• _Set problem_
Using the listing beneath this task, count the lines with the word "styles" and write only the result.

• _Recorded data_
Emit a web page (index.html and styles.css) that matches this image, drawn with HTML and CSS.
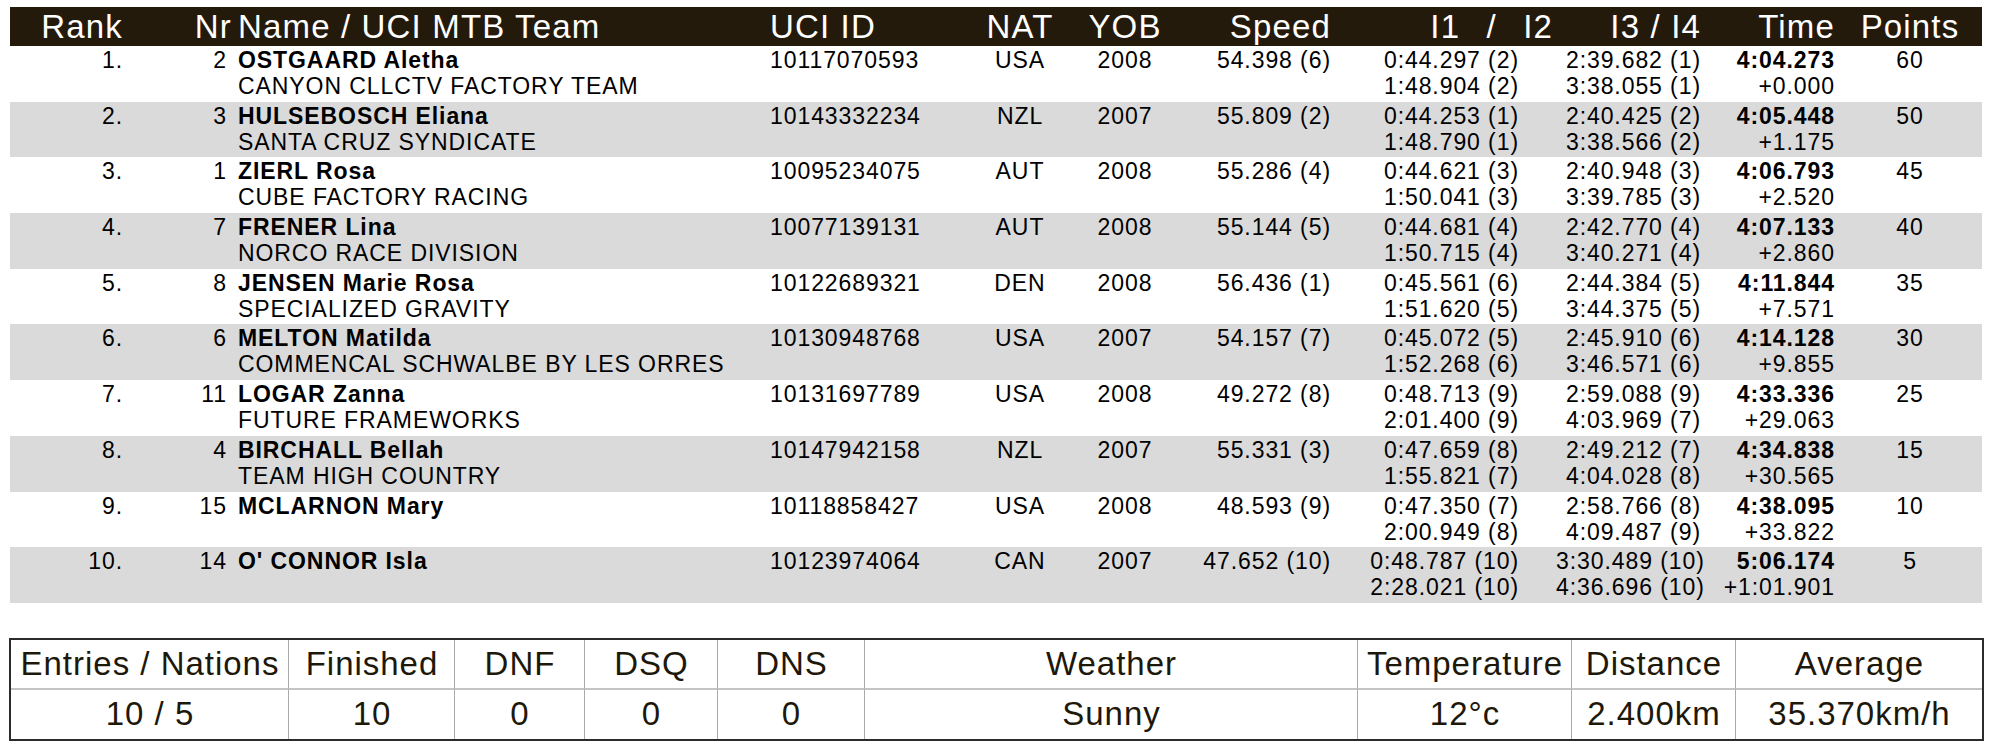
FILE: index.html
```html
<!DOCTYPE html>
<html lang="en">
<head>
<meta charset="utf-8">
<title>Results</title>
<link rel="stylesheet" href="styles.css">
</head>
<body>
<main class="sheet">
  <section class="results">
    <div class="line head">
      <div class="cell rank">Rank</div>
      <div class="cell nr">Nr</div>
      <div class="cell name">Name / UCI MTB Team</div>
      <div class="cell uci">UCI ID</div>
      <div class="cell nat">NAT</div>
      <div class="cell yob">YOB</div>
      <div class="cell speed">Speed</div>
      <div class="cell split split-head">I1 / I2</div>
      <div class="cell split2">I3 / I4</div>
      <div class="cell time">Time</div>
      <div class="cell pts">Points</div>
    </div>

    <div class="line rec">
      <div class="cell rank">1.</div>
      <div class="cell nr">2</div>
      <div class="cell name"><div class="nm">OSTGAARD Aletha</div><div>CANYON CLLCTV FACTORY TEAM</div></div>
      <div class="cell uci">10117070593</div>
      <div class="cell nat">USA</div>
      <div class="cell yob">2008</div>
      <div class="cell speed">54.398 (6)</div>
      <div class="cell split"><div>0:44.297 (2)</div><div>1:48.904 (2)</div></div>
      <div class="cell split2"><div>2:39.682 (1)</div><div>3:38.055 (1)</div></div>
      <div class="cell time"><div class="nm">4:04.273</div><div>+0.000</div></div>
      <div class="cell pts">60</div>
    </div>

    <div class="line rec alt">
      <div class="cell rank">2.</div>
      <div class="cell nr">3</div>
      <div class="cell name"><div class="nm">HULSEBOSCH Eliana</div><div>SANTA CRUZ SYNDICATE</div></div>
      <div class="cell uci">10143332234</div>
      <div class="cell nat">NZL</div>
      <div class="cell yob">2007</div>
      <div class="cell speed">55.809 (2)</div>
      <div class="cell split"><div>0:44.253 (1)</div><div>1:48.790 (1)</div></div>
      <div class="cell split2"><div>2:40.425 (2)</div><div>3:38.566 (2)</div></div>
      <div class="cell time"><div class="nm">4:05.448</div><div>+1.175</div></div>
      <div class="cell pts">50</div>
    </div>

    <div class="line rec">
      <div class="cell rank">3.</div>
      <div class="cell nr">1</div>
      <div class="cell name"><div class="nm">ZIERL Rosa</div><div>CUBE FACTORY RACING</div></div>
      <div class="cell uci">10095234075</div>
      <div class="cell nat">AUT</div>
      <div class="cell yob">2008</div>
      <div class="cell speed">55.286 (4)</div>
      <div class="cell split"><div>0:44.621 (3)</div><div>1:50.041 (3)</div></div>
      <div class="cell split2"><div>2:40.948 (3)</div><div>3:39.785 (3)</div></div>
      <div class="cell time"><div class="nm">4:06.793</div><div>+2.520</div></div>
      <div class="cell pts">45</div>
    </div>

    <div class="line rec alt">
      <div class="cell rank">4.</div>
      <div class="cell nr">7</div>
      <div class="cell name"><div class="nm">FRENER Lina</div><div>NORCO RACE DIVISION</div></div>
      <div class="cell uci">10077139131</div>
      <div class="cell nat">AUT</div>
      <div class="cell yob">2008</div>
      <div class="cell speed">55.144 (5)</div>
      <div class="cell split"><div>0:44.681 (4)</div><div>1:50.715 (4)</div></div>
      <div class="cell split2"><div>2:42.770 (4)</div><div>3:40.271 (4)</div></div>
      <div class="cell time"><div class="nm">4:07.133</div><div>+2.860</div></div>
      <div class="cell pts">40</div>
    </div>

    <div class="line rec">
      <div class="cell rank">5.</div>
      <div class="cell nr">8</div>
      <div class="cell name"><div class="nm">JENSEN Marie Rosa</div><div>SPECIALIZED GRAVITY</div></div>
      <div class="cell uci">10122689321</div>
      <div class="cell nat">DEN</div>
      <div class="cell yob">2008</div>
      <div class="cell speed">56.436 (1)</div>
      <div class="cell split"><div>0:45.561 (6)</div><div>1:51.620 (5)</div></div>
      <div class="cell split2"><div>2:44.384 (5)</div><div>3:44.375 (5)</div></div>
      <div class="cell time"><div class="nm">4:11.844</div><div>+7.571</div></div>
      <div class="cell pts">35</div>
    </div>

    <div class="line rec alt">
      <div class="cell rank">6.</div>
      <div class="cell nr">6</div>
      <div class="cell name"><div class="nm">MELTON Matilda</div><div>COMMENCAL SCHWALBE BY LES ORRES</div></div>
      <div class="cell uci">10130948768</div>
      <div class="cell nat">USA</div>
      <div class="cell yob">2007</div>
      <div class="cell speed">54.157 (7)</div>
      <div class="cell split"><div>0:45.072 (5)</div><div>1:52.268 (6)</div></div>
      <div class="cell split2"><div>2:45.910 (6)</div><div>3:46.571 (6)</div></div>
      <div class="cell time"><div class="nm">4:14.128</div><div>+9.855</div></div>
      <div class="cell pts">30</div>
    </div>

    <div class="line rec">
      <div class="cell rank">7.</div>
      <div class="cell nr">11</div>
      <div class="cell name"><div class="nm">LOGAR Zanna</div><div>FUTURE FRAMEWORKS</div></div>
      <div class="cell uci">10131697789</div>
      <div class="cell nat">USA</div>
      <div class="cell yob">2008</div>
      <div class="cell speed">49.272 (8)</div>
      <div class="cell split"><div>0:48.713 (9)</div><div>2:01.400 (9)</div></div>
      <div class="cell split2"><div>2:59.088 (9)</div><div>4:03.969 (7)</div></div>
      <div class="cell time"><div class="nm">4:33.336</div><div>+29.063</div></div>
      <div class="cell pts">25</div>
    </div>

    <div class="line rec alt">
      <div class="cell rank">8.</div>
      <div class="cell nr">4</div>
      <div class="cell name"><div class="nm">BIRCHALL Bellah</div><div>TEAM HIGH COUNTRY</div></div>
      <div class="cell uci">10147942158</div>
      <div class="cell nat">NZL</div>
      <div class="cell yob">2007</div>
      <div class="cell speed">55.331 (3)</div>
      <div class="cell split"><div>0:47.659 (8)</div><div>1:55.821 (7)</div></div>
      <div class="cell split2"><div>2:49.212 (7)</div><div>4:04.028 (8)</div></div>
      <div class="cell time"><div class="nm">4:34.838</div><div>+30.565</div></div>
      <div class="cell pts">15</div>
    </div>

    <div class="line rec">
      <div class="cell rank">9.</div>
      <div class="cell nr">15</div>
      <div class="cell name"><div class="nm">MCLARNON Mary</div></div>
      <div class="cell uci">10118858427</div>
      <div class="cell nat">USA</div>
      <div class="cell yob">2008</div>
      <div class="cell speed">48.593 (9)</div>
      <div class="cell split"><div>0:47.350 (7)</div><div>2:00.949 (8)</div></div>
      <div class="cell split2"><div>2:58.766 (8)</div><div>4:09.487 (9)</div></div>
      <div class="cell time"><div class="nm">4:38.095</div><div>+33.822</div></div>
      <div class="cell pts">10</div>
    </div>

    <div class="line rec alt">
      <div class="cell rank">10.</div>
      <div class="cell nr">14</div>
      <div class="cell name"><div class="nm">O' CONNOR Isla</div></div>
      <div class="cell uci">10123974064</div>
      <div class="cell nat">CAN</div>
      <div class="cell yob">2007</div>
      <div class="cell speed">47.652 (10)</div>
      <div class="cell split"><div>0:48.787 (10)</div><div>2:28.021 (10)</div></div>
      <div class="cell split2"><div>3:30.489 (10)</div><div>4:36.696 (10)</div></div>
      <div class="cell time"><div class="nm">5:06.174</div><div>+1:01.901</div></div>
      <div class="cell pts">5</div>
    </div>
  </section>

  <section class="summary">
    <div class="s-cell s-head">Entries / Nations</div>
    <div class="s-cell s-head">Finished</div>
    <div class="s-cell s-head">DNF</div>
    <div class="s-cell s-head">DSQ</div>
    <div class="s-cell s-head">DNS</div>
    <div class="s-cell s-head">Weather</div>
    <div class="s-cell s-head">Temperature</div>
    <div class="s-cell s-head">Distance</div>
    <div class="s-cell s-head">Average</div>
    <div class="s-cell">10 / 5</div>
    <div class="s-cell">10</div>
    <div class="s-cell">0</div>
    <div class="s-cell">0</div>
    <div class="s-cell">0</div>
    <div class="s-cell">Sunny</div>
    <div class="s-cell">12°c</div>
    <div class="s-cell">2.400km</div>
    <div class="s-cell">35.370km/h</div>
  </section>
</main>
</body>
</html>
```

FILE: styles.css
```css
html, body {
  margin: 0;
  padding: 0;
  background: #ffffff;
}

body {
  font-family: "Liberation Sans", Arial, Helvetica, sans-serif;
  color: #000000;
}

.sheet {
  width: 1972px;
  padding: 7px 18px 0 10px;
}

.line {
  display: grid;
  grid-template-columns: 114px 108px 538px 190px 120px 90px 164px 222px 148px 134px 144px;
  box-sizing: border-box;
}

.head {
  height: 39px;
  background: #241a0b;
  color: #ffffff;
  font-size: 33px;
  line-height: 40px;
  letter-spacing: 0.035em;
}

.rec {
  height: 55.7px;
  padding-top: 1px;
  font-size: 23px;
  line-height: 26px;
  letter-spacing: 0.04em;
}

.rec.alt {
  background: #dadada;
}

.cell {
  white-space: nowrap;
}

.rank { text-align: right; padding-right: 1px; }
.nr { text-align: right; padding-right: 5px; }
.name { text-align: left; padding-left: 6px; }
.uci { text-align: left; }
.nat { text-align: center; }
.yob { text-align: center; }
.speed { text-align: right; padding-right: 3px; }
.split { text-align: right; padding-right: 37px; }
.split-head { padding-right: 3px; word-spacing: 16px; }
.split2 { text-align: right; padding-right: 3px; }
.time { text-align: right; padding-right: 3px; }
.pts { text-align: center; }

.head .rank { padding-right: 1px; }
.head .nr { padding-right: 0; }
.head .speed,
.head .split2,
.head .time { padding-right: 3px; }

.nm {
  font-weight: bold;
}

.summary {
  margin-top: 35px;
  margin-left: -1px;
  width: 1975px;
  box-sizing: border-box;
  border: 2px solid #2b2b2b;
  display: grid;
  grid-template-columns: 277px 166px 130px 133px 147px 493px 214px 164px 247px;
  grid-template-rows: 50px 49px;
  font-size: 33px;
  letter-spacing: 0.03em;
  color: #1d1809;
}

.s-cell {
  display: flex;
  align-items: center;
  justify-content: center;
  padding-left: 0.03em;
  border-left: 1px solid #a9a9a9;
  white-space: nowrap;
}

.s-cell:nth-child(9n + 1) {
  border-left: none;
}

.s-head {
  border-bottom: 2px solid #c4c4c4;
}
```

• _Result of the exercise_
3